Systemic Evil

“All roads lead to Rome,” so the saying goes that originated in the Middle Ages.  There is some truth in the saying as roads radiated out of Rome all through Italy and Europe.  Additionally, researchers found that there are ten cities called Rome in the USA and there is a Rome on every continent.  That’s a popular city name.  The saying, though, is a way of saying that there are many routes to a given goal.  Choice permeates our thinking.

         We have looked at “scripture alone,” “faith alone,” and “grace alone” during October.  This week we will look at “Christ Alone.”  A rather generalization would be that at the time of Luther, European Christianity was dominated by the Roman Catholic church and there were not Protestant denominations.  People did not “choose” if and where to go to church on Sunday morning.  All roads led to Rome as there was only one accepted road.  A local priest was called for life’s transitions like birth, weddings, deaths, and illness.  So what was the problem?  The worldview at the time was hierarchical, meaning that grace was dispensed by the more powerful to the less powerful.  There was a system going from the Pope to cardinals to bishops to priests to husbands to wives.  One appeased all the layers above oneself to find peace.  It is hard for us to imagine today.  We live in a world much closer to the pluralistic New Testament world of Paul.

     Does it matter, really, as we all live within systems?  For Luther, “systemic evil” was as big a reality as that term congers up today.  The systemic evil did not involve job inequality, gender bias, ethnic profiling which probably all existed but Luther focused on the control and manipulation of the ordinary person through religious doctrines about eternal life.  God was distant, at the top of a long list of authorities.  Luther famously struggled with a belief in a distant, angry God who had to be appeased by ritual, by penance, by indulgences.  Luther read 1 Timothy 2:5, “For there is one God, and one mediator between God and men, the man Christ Jesus.”  Through relationship with Jesus Christ, the ordinary person could go directly through prayer to God, could himself read and interpret Scripture, and could come to the sacraments without a penance system.  It was a revolutionary change in thinking that challenged an existing power system.

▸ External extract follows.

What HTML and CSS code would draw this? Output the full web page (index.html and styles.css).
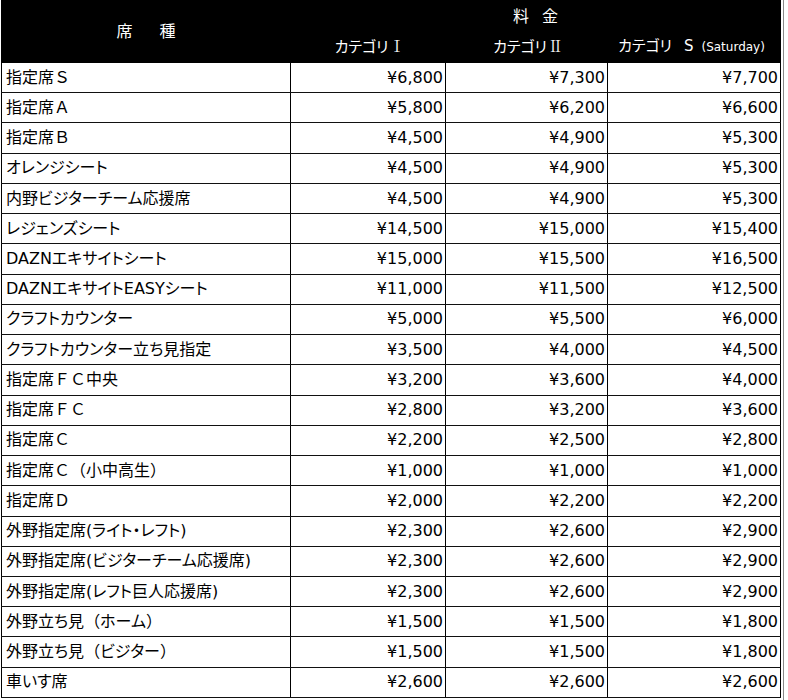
FILE: index.html
```html
<!DOCTYPE html>
<html lang="ja">
<head>
<meta charset="utf-8">
<title>料金表</title>
<link rel="stylesheet" href="styles.css">
</head>
<body>
<div class="frame">
<table class="prices">
  <colgroup>
    <col class="c-name">
    <col class="c-p1">
    <col class="c-p2">
    <col class="c-p3">
  </colgroup>
  <thead>
    <tr class="h1">
      <th rowspan="2" class="th-seat">席<span class="gap"></span>種</th>
      <th colspan="3" class="th-fee">料<span class="gap-s"></span>金</th>
    </tr>
    <tr class="h2">
      <th class="sub">カテゴリ<span class="roman">Ⅰ</span></th>
      <th class="sub">カテゴリ<span class="roman">Ⅱ</span></th>
      <th class="sub sub-s">カテゴリ<span class="s-letter">S</span><span class="sat">(Saturday)</span></th>
    </tr>
  </thead>
  <tbody>
    <tr><td class="name">指定席<span class="fw">Ｓ</span></td><td class="p">¥6,800</td><td class="p p2">¥7,300</td><td class="p">¥7,700</td></tr>
    <tr><td class="name">指定席<span class="fw">Ａ</span></td><td class="p">¥5,800</td><td class="p p2">¥6,200</td><td class="p">¥6,600</td></tr>
    <tr><td class="name">指定席<span class="fw">Ｂ</span></td><td class="p">¥4,500</td><td class="p p2">¥4,900</td><td class="p">¥5,300</td></tr>
    <tr><td class="name">オレンジシート</td><td class="p">¥4,500</td><td class="p p2">¥4,900</td><td class="p">¥5,300</td></tr>
    <tr><td class="name">内野ビジターチーム応援席</td><td class="p">¥4,500</td><td class="p p2">¥4,900</td><td class="p">¥5,300</td></tr>
    <tr><td class="name">レジェンズシート</td><td class="p">¥14,500</td><td class="p p2">¥15,000</td><td class="p">¥15,400</td></tr>
    <tr><td class="name">DAZNエキサイトシート</td><td class="p">¥15,000</td><td class="p p2">¥15,500</td><td class="p">¥16,500</td></tr>
    <tr><td class="name">DAZNエキサイトEASYシート</td><td class="p">¥11,000</td><td class="p p2">¥11,500</td><td class="p">¥12,500</td></tr>
    <tr><td class="name">クラフトカウンター</td><td class="p">¥5,000</td><td class="p p2">¥5,500</td><td class="p">¥6,000</td></tr>
    <tr><td class="name">クラフトカウンター立ち見指定</td><td class="p">¥3,500</td><td class="p p2">¥4,000</td><td class="p">¥4,500</td></tr>
    <tr><td class="name">指定席<span class="fw">ＦＣ</span>中央</td><td class="p">¥3,200</td><td class="p p2">¥3,600</td><td class="p">¥4,000</td></tr>
    <tr><td class="name">指定席<span class="fw">ＦＣ</span></td><td class="p">¥2,800</td><td class="p p2">¥3,200</td><td class="p">¥3,600</td></tr>
    <tr><td class="name">指定席<span class="fw">Ｃ</span></td><td class="p">¥2,200</td><td class="p p2">¥2,500</td><td class="p">¥2,800</td></tr>
    <tr><td class="name">指定席<span class="fw">Ｃ（</span>小中高生<span class="fw">）</span></td><td class="p">¥1,000</td><td class="p p2">¥1,000</td><td class="p">¥1,000</td></tr>
    <tr><td class="name">指定席<span class="fw">Ｄ</span></td><td class="p">¥2,000</td><td class="p p2">¥2,200</td><td class="p">¥2,200</td></tr>
    <tr><td class="name">外野指定席(ライト・レフト)</td><td class="p">¥2,300</td><td class="p p2">¥2,600</td><td class="p">¥2,900</td></tr>
    <tr><td class="name">外野指定席(ビジターチーム応援席)</td><td class="p">¥2,300</td><td class="p p2">¥2,600</td><td class="p">¥2,900</td></tr>
    <tr><td class="name">外野指定席(レフト巨人応援席)</td><td class="p">¥2,300</td><td class="p p2">¥2,600</td><td class="p">¥2,900</td></tr>
    <tr><td class="name">外野立ち見<span class="fw">（</span>ホーム<span class="fw">）</span></td><td class="p">¥1,500</td><td class="p p2">¥1,500</td><td class="p">¥1,800</td></tr>
    <tr><td class="name">外野立ち見<span class="fw">（</span>ビジター<span class="fw">）</span></td><td class="p">¥1,500</td><td class="p p2">¥1,500</td><td class="p">¥1,800</td></tr>
    <tr><td class="name">車いす席</td><td class="p">¥2,600</td><td class="p p2">¥2,600</td><td class="p">¥2,600</td></tr>
  </tbody>
</table>
</div>
</body>
</html>
```
FILE: styles.css
```css
html, body {
  margin: 0;
  padding: 0;
  background: #ffffff;
}

body {
  font-family: "DejaVu Sans", "Noto Sans CJK JP", sans-serif;
  font-size: 16px;
  color: #000;
  font-feature-settings: "palt";
}

.frame {
  display: inline-block;
  margin-left: 1px;
  padding: 0 2px 2px 0;
  border-right: 1px solid #8a8a8a;
  border-bottom: 1px solid #8a8a8a;
}

.prices {
  border-collapse: collapse;
  table-layout: fixed;
  width: 779px;
  border: 1px solid #000;
}

.c-name { width: 289px; }
.c-p1 { width: 155px; }
.c-p2 { width: 162px; }
.c-p3 { width: 173px; }

thead th {
  background: #000;
  color: #fff;
  font-weight: normal;
  border: 1px solid #000;
  padding: 0;
  line-height: 1;
}

.h1 { height: 31px; }
.h2 { height: 31px; }

.th-seat {
  font-size: 16px;
  vertical-align: middle;
}

.gap { display: inline-block; width: 27px; }
.gap-s { display: inline-block; width: 13px; }

.th-fee {
  font-size: 16px;
  vertical-align: middle;
  padding-top: 2px;
}

.sub {
  font-size: 15px;
  vertical-align: middle;
  padding-bottom: 1px;
}

.sub-s {
  padding-right: 5px;
}

.roman {
  font-family: "Noto Serif CJK JP", "Noto Sans CJK JP", serif;
  font-feature-settings: normal;
  display: inline-block;
  width: 12px;
  text-align: center;
  margin-left: 1px;
}

.s-letter {
  margin-left: 12px;
  font-size: 15px;
}

.sat {
  margin-left: 8px;
  font-size: 12px;
}

tbody tr {
  height: 30.24px;
}

tbody td {
  border-top: 1px solid #111;
  border-bottom: 1px solid #111;
  border-left: 1px solid #000;
  border-right: 1px solid #000;
  padding: 0;
  line-height: 1;
  white-space: nowrap;
}

.name {
  padding-left: 4px;
  text-align: left;
}

.p {
  text-align: right;
  padding-right: 2px;
}

.p2 {
  border-left-color: #9a9a9a;
}

.fw {
  font-feature-settings: normal;
}
```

         As we go to the polls next week, we are aware of all the cries about systemic evil in our world and the swirl of debate about how to deal with the resulting problems.  We are reminded that we live in the Kingdom of this World that is corrupt, is powerful, and bias.  The Christian faces that systemic evil armed with the belief that there is direct access to a God who cares about all, listens to all, values all and fights for all in the Kingdom of Heaven.  It’s hard to grasp with our human minds as our bodies face trials but each of us has a mediator and can call on God in Christ’s name.  Thank you.  Blessings as you face your challenges today.  You are not alone.